In August 1982 the company applied to the Frankfurt court for restructuring proceedings under German bankruptcy law, finally admitting insolvency. The proposed settlement was to reduce the workforce from 120,000 to 60,000, and to award creditors only 40% of their claims. Understandably, the many banks involved were not pleased, but neither were they surprised. Often a leader in the field, AEG was one of the first of Germany's many bankruptcies in the 1980's. In September 1984 the bankruptcy proceedings finally ended, and AEG made its final payment of 350 million Deutsche marks to its some 900 creditors. The company had sold off Telefunken Fernseh & Rundfunk to France's Thomson S.A. The number of employees was down to about 75,000. Other sales included 49% of Ant Nachrichtentechnik to Robert Bosch, and all of Mannesmann and Allianz Versicherungs.

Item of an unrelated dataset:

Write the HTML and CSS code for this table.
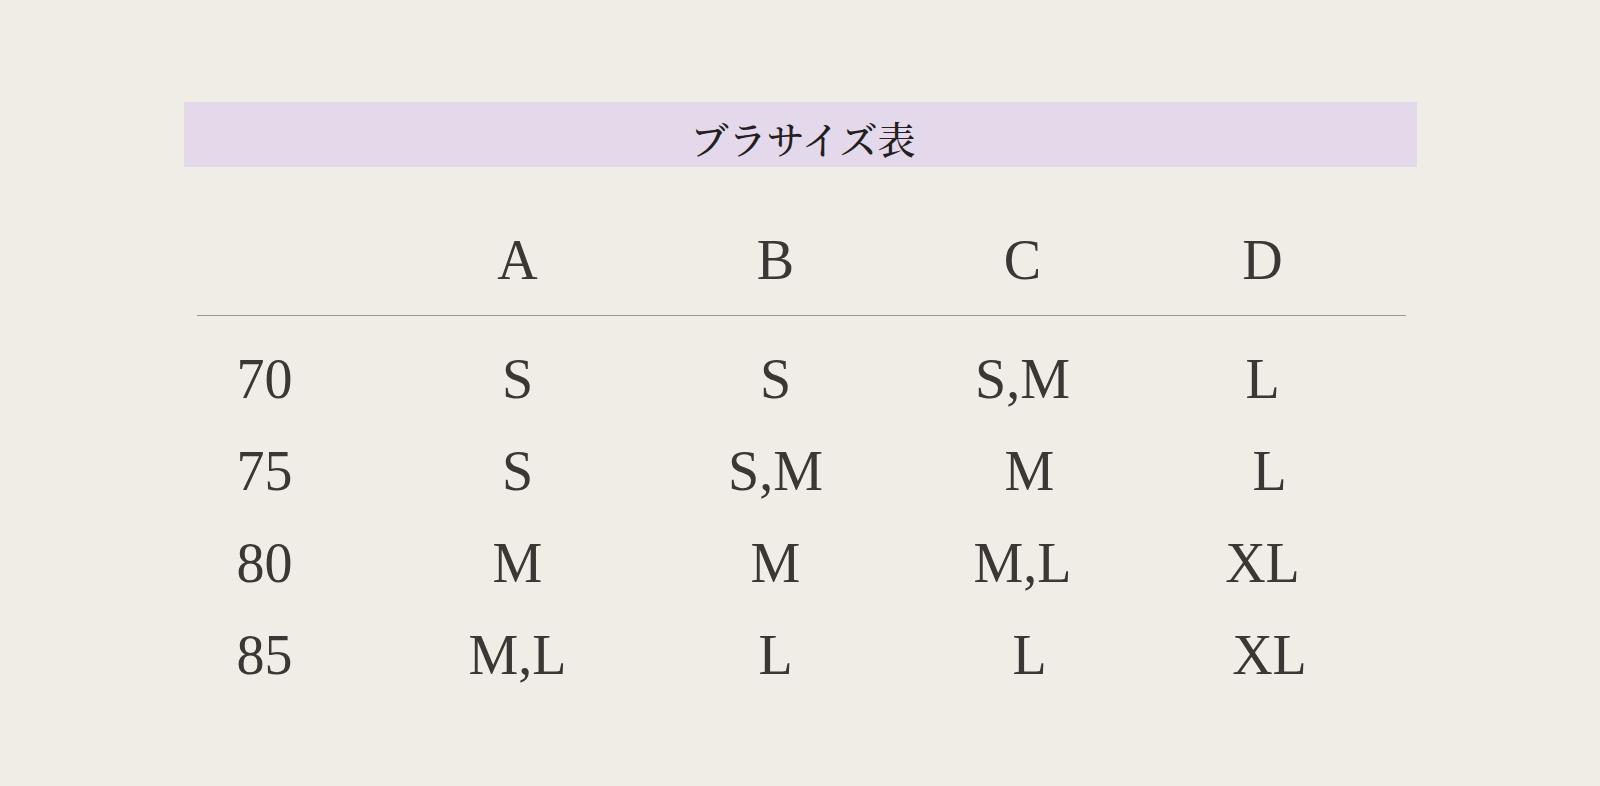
FILE: index.html
```html
<!DOCTYPE html>
<html lang="ja">
<head>
<meta charset="utf-8">
<title>ブラサイズ表</title>
<link rel="stylesheet" href="styles.css">
</head>
<body>
<div class="wrap">
  <h1 class="title">ブラサイズ表</h1>
  <div class="table">
    <div class="row head">
      <div class="cell label"></div>
      <div class="cell">A</div>
      <div class="cell">B</div>
      <div class="cell">C</div>
      <div class="cell last">D</div>
    </div>
    <div class="row first">
      <div class="cell label">70</div>
      <div class="cell">S</div>
      <div class="cell">S</div>
      <div class="cell">S,M</div>
      <div class="cell last">L</div>
    </div>
    <div class="row">
      <div class="cell label">75</div>
      <div class="cell">S</div>
      <div class="cell">S,M</div>
      <div class="cell">&nbsp;M</div>
      <div class="cell last">&nbsp;L</div>
    </div>
    <div class="row">
      <div class="cell label">80</div>
      <div class="cell">M</div>
      <div class="cell">M</div>
      <div class="cell">M,L</div>
      <div class="cell last">XL</div>
    </div>
    <div class="row">
      <div class="cell label">85</div>
      <div class="cell">M,L</div>
      <div class="cell">L</div>
      <div class="cell">&nbsp;L</div>
      <div class="cell last">&nbsp;XL</div>
    </div>
  </div>
</div>
</body>
</html>
```

FILE: styles.css
```css
html, body {
  margin: 0;
  padding: 0;
  background: #f0ede7;
}

body {
  width: 1600px;
  height: 786px;
  overflow: hidden;
}

.wrap {
  width: 1233px;
  margin: 102px auto 0;
}

.title {
  box-sizing: border-box;
  margin: 0;
  height: 65px;
  padding: 6px 0 0 6px;
  background: #e3d9eb;
  color: #231e1f;
  font-family: "Noto Serif CJK JP", "Noto Sans CJK JP", serif;
  font-weight: 500;
  font-size: 38px;
  line-height: 59px;
  text-align: center;
}

.table {
  width: 1209px;
  margin: 41px 0 0 13px;
  font-family: "Liberation Serif", "Times New Roman", serif;
  font-size: 56px;
  color: #3b3735;
}

.row {
  display: grid;
  grid-template-columns: 194px 254px 262px 232px 267px;
}

.cell {
  line-height: 64px;
  padding: 14px 0;
  text-align: center;
  white-space: pre;
}

.cell.label {
  text-align: left;
  padding-left: 40px;
}

.cell.last {
  padding-right: 19px;
}

.row.head {
  border-bottom: 1px solid #9d9891;
}

.row.head .cell {
  padding-top: 20px;
  padding-bottom: 23px;
}

.row.first .cell {
  padding-top: 31px;
}
```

AEG survived, in a year when over 7,000 other German companies filed for bankruptcy, with Dürr still at the helm. The following year, Daimler-Benz moved in and bought 56% of AEG, paying 1.77 billion Deutsche marks. All of its debts were wiped out in a trice and the exhausted AEG would never be cash poor again.

Principal Subsidiaries: Olympia Aktiengellschaft,(99%) AEG Kabel Aktiengesellschaft, (98.3%); AEG KanisGmbH; Dufrost Kuhl-und Gefriergerate GmbH; Eltro GmbH Gesellschaft fur Strahlungstechnik (73.8%); Sachsenwerk Licht-und Kraft-AG; Elekluft Elektronik-und Luftahrtgerate GmbH (74%); Lloyd dynaowerke GmbH; Debeg GmbH; Elektro-Mechanik GmbH; Elektron Versorgunsverwaltung GmbH; AEG Electronica Construction GmbH; ATM Computer GmbH; Hydra Vermogensverwaltung GmbH; AEG Software-Technik GmbH & co. KG; IFM Interntionale Fluggerate und Motoren GmbH (80%); AEG Analgenexportgellschaft mbH; PGS Planungsgellschaft mbH Architekten Ingenieure; Fabeg GmbH; EAS Assekuranz Vermittlungs-GmbH (54.8%); Werbeagentur Dr. Kuhl GmbH; Elektrochemie GmbH; AEG Software Technik Verwaltungs GmbH; Telefunken Patentverwertungsgellschaft mbH; AEG International AG, (Switzerland); AEG Corporation, Somerville (U.S.A.); Officine Galileo Sicilla S.p.A (Italy).